Meanwhile, back in the world of bubble media, USA Today has discovered the virtual world Second Life complete with a fawning profile of Linden Lab founder and CEO Philip Rosedale. It’s an acceptable history lesson for those new to the topic, but it barely mentions any of the bad news (hackers, population questions, business model questions) and goes heavy on pointless detail (the Linden Lab cafeteria, we learn, is “funky” and “ragged” — and “half-eaten Costco-size bags of chips and bowls of fruit lie on bare tables”), frequent cliched appellations (“king of the alter egos,” the tech celebrity du jour,” “builder of the Metaverse”), and enough overstatements to fill a press release, which it resembles.

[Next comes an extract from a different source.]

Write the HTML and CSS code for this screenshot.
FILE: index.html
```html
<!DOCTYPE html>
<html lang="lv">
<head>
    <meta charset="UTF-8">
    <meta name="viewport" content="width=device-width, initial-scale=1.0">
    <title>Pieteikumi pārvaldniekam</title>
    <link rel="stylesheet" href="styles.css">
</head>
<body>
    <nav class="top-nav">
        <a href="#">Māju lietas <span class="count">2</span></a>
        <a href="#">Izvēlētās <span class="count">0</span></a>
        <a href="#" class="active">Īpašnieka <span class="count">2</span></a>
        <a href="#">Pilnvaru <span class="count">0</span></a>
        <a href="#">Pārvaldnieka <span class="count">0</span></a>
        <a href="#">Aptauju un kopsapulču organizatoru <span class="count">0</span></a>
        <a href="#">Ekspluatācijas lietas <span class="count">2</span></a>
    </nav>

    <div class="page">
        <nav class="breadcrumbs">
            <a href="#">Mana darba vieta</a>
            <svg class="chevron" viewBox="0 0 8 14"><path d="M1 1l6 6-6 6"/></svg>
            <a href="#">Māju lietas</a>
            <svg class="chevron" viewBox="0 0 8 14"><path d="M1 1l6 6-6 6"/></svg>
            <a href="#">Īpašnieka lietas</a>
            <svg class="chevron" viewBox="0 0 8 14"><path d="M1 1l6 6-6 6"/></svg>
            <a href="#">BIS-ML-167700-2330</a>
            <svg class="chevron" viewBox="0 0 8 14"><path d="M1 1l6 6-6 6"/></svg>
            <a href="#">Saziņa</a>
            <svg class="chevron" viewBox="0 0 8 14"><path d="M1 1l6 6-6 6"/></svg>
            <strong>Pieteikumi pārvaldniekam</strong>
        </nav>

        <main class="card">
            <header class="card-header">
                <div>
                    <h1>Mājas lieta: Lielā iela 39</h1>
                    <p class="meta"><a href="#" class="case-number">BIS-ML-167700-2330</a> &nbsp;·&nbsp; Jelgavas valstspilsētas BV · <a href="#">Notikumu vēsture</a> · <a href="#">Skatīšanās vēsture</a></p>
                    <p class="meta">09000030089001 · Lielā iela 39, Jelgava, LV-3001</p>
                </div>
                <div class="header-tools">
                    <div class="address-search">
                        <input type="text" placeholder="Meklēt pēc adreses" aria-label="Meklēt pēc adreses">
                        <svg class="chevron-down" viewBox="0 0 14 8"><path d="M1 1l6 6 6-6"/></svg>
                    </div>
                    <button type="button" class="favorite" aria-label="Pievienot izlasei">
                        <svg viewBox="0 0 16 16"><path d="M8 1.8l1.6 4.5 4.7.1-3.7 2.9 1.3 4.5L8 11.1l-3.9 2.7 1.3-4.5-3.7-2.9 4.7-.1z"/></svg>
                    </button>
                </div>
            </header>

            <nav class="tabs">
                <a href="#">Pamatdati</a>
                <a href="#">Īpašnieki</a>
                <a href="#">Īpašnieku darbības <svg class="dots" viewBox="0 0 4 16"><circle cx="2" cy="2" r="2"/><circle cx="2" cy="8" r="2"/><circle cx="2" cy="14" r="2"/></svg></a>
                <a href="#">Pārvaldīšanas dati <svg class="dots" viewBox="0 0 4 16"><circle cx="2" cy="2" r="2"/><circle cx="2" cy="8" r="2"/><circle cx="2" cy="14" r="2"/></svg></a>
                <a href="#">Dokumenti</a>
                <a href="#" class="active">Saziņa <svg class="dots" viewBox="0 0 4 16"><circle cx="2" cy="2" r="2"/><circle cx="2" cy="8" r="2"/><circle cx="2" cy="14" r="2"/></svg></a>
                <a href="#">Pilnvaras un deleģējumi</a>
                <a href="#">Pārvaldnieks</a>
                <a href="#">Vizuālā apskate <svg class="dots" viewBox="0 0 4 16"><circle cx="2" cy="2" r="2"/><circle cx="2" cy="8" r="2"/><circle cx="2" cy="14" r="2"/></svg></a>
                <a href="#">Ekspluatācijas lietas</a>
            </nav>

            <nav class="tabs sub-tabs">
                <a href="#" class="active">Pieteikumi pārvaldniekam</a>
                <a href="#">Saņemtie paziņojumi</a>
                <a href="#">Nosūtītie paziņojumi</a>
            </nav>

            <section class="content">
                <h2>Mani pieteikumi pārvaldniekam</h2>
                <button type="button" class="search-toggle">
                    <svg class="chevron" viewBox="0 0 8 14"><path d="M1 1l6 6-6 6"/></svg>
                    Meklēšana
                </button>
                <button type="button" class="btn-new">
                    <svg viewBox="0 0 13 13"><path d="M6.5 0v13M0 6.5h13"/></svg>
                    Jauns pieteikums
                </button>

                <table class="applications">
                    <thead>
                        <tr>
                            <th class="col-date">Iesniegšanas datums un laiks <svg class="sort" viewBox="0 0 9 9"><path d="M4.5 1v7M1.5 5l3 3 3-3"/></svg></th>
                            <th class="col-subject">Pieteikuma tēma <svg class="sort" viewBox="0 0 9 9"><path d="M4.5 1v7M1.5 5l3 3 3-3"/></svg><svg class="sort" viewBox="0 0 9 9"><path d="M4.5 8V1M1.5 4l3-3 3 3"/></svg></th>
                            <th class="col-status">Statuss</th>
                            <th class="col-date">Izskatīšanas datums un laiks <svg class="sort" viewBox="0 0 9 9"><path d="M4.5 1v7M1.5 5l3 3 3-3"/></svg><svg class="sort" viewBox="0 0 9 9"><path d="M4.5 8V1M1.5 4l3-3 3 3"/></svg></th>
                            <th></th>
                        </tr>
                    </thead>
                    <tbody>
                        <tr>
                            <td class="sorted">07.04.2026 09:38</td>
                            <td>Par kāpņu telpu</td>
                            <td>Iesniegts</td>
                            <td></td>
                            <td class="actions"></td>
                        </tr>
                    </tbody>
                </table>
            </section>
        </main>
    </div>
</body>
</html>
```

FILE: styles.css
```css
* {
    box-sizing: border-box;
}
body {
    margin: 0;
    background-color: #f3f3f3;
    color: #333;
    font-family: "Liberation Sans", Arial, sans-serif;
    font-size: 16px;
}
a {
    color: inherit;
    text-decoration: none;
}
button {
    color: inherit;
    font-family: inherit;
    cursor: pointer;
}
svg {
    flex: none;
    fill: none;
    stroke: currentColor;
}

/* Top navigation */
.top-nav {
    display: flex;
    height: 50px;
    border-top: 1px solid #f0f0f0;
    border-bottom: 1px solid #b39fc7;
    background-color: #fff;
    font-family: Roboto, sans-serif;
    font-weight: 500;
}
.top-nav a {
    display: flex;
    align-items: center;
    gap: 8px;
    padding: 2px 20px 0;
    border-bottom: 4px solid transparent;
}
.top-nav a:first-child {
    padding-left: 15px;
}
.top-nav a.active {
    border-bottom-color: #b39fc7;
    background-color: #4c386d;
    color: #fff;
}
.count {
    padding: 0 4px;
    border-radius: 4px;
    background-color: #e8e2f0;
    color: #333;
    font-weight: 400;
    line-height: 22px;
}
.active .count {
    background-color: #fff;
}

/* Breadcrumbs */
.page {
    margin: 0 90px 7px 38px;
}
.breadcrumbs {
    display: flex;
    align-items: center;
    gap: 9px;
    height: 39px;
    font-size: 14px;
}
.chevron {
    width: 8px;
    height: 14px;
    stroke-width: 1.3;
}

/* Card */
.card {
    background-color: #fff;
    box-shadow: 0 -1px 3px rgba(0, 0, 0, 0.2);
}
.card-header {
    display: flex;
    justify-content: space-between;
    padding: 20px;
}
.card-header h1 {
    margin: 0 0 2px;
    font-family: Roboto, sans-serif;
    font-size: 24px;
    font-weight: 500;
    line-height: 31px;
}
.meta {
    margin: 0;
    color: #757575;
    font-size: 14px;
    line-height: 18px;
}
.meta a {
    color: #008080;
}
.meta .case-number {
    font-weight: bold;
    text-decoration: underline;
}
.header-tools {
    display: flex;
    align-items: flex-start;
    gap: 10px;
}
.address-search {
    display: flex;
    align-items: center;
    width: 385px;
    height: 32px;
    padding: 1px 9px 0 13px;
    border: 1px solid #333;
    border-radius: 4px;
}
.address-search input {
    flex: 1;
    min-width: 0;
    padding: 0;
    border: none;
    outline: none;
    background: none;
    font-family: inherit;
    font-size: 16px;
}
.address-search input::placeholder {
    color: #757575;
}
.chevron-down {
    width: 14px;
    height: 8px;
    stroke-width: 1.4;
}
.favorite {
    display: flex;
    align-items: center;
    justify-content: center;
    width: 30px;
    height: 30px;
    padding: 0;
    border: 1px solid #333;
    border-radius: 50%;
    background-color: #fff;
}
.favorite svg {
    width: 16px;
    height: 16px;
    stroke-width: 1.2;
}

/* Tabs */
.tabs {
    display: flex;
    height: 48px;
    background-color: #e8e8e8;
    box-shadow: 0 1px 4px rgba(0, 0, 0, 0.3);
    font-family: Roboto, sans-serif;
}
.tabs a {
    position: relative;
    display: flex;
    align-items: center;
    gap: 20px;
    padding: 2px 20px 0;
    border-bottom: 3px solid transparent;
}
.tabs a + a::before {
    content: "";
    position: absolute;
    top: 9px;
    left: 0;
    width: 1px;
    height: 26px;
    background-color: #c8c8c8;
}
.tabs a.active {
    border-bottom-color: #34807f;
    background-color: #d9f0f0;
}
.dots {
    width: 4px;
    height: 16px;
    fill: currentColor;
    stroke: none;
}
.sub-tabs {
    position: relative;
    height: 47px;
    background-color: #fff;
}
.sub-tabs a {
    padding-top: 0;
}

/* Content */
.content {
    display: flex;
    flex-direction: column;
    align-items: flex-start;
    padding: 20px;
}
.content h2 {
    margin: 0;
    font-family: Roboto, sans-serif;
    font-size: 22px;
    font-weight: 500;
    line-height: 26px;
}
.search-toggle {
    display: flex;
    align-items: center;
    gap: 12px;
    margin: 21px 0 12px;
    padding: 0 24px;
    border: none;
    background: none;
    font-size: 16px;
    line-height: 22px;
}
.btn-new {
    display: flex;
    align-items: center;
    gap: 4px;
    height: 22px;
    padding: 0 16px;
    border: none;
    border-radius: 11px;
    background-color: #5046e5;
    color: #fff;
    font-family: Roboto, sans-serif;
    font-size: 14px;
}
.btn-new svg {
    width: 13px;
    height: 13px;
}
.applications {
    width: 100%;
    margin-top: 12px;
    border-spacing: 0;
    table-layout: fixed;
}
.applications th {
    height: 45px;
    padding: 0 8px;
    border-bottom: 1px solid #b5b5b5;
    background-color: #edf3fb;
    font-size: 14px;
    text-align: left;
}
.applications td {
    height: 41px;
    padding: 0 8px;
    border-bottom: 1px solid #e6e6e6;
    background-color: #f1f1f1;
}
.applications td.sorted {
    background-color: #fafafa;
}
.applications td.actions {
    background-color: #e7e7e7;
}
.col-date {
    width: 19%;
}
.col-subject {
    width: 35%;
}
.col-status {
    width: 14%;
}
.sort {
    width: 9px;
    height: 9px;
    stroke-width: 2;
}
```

How important is Second Life? Well, according to USA Today, “It is becoming so vital that politicians are campaigning there, bands such as Duran Duran are giving concerts…” Wow. Duran Duran. Perhaps Stryper was unavailable. The piece ends with the usual cliched question: “Can Rosedale take this early lead and run with it?” You guessed it: Only time will tell.
If I seem cranky here, it’s not to put down Rosedale (who’s worthy of respect and admiration) or Second Life (which can be fun). But, fellow journalists, please. Clay Shirky and others have been skeptical about this service’s possibilities, but it’s far from the norm. The tone of this and so many other pieces is, frankly, starstruck.

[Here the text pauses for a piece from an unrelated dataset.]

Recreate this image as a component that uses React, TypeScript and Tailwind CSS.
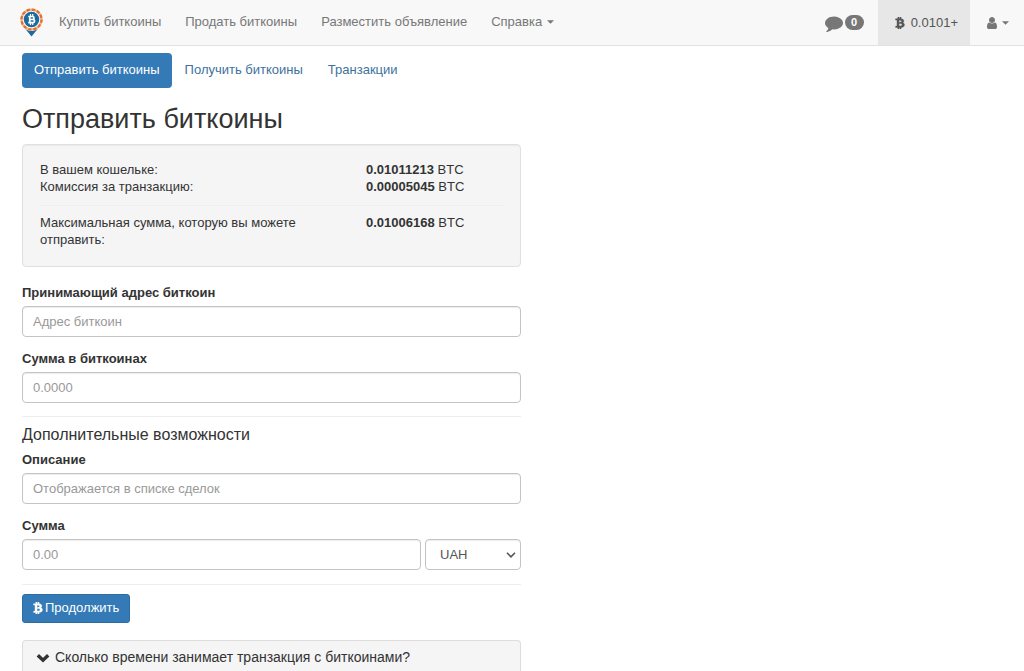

Sometimes when I visit Second Life, it’s so empty that it’s easy to wonder whether the only avatars there are those maintained by marketers. The latest virtual world marketing story is from virtual world marketers Electric Sheep, which put together a Machinima ad for a CBS sitcom that showed up during one of the 10,000 Super Bowl pregame shows on the network. The press release says the spot, created inside Second Life, is “the first machinima advertising promo for a major TV series,” which is such a minor achievement that at press time no major news outlet, not even USA Today, had picked up the press release. At a time when it seems as if every tiny activity inside Second Life is grounds for a news story, this may be a sign that some real journalist standards are being applied to coverage of this virtual world.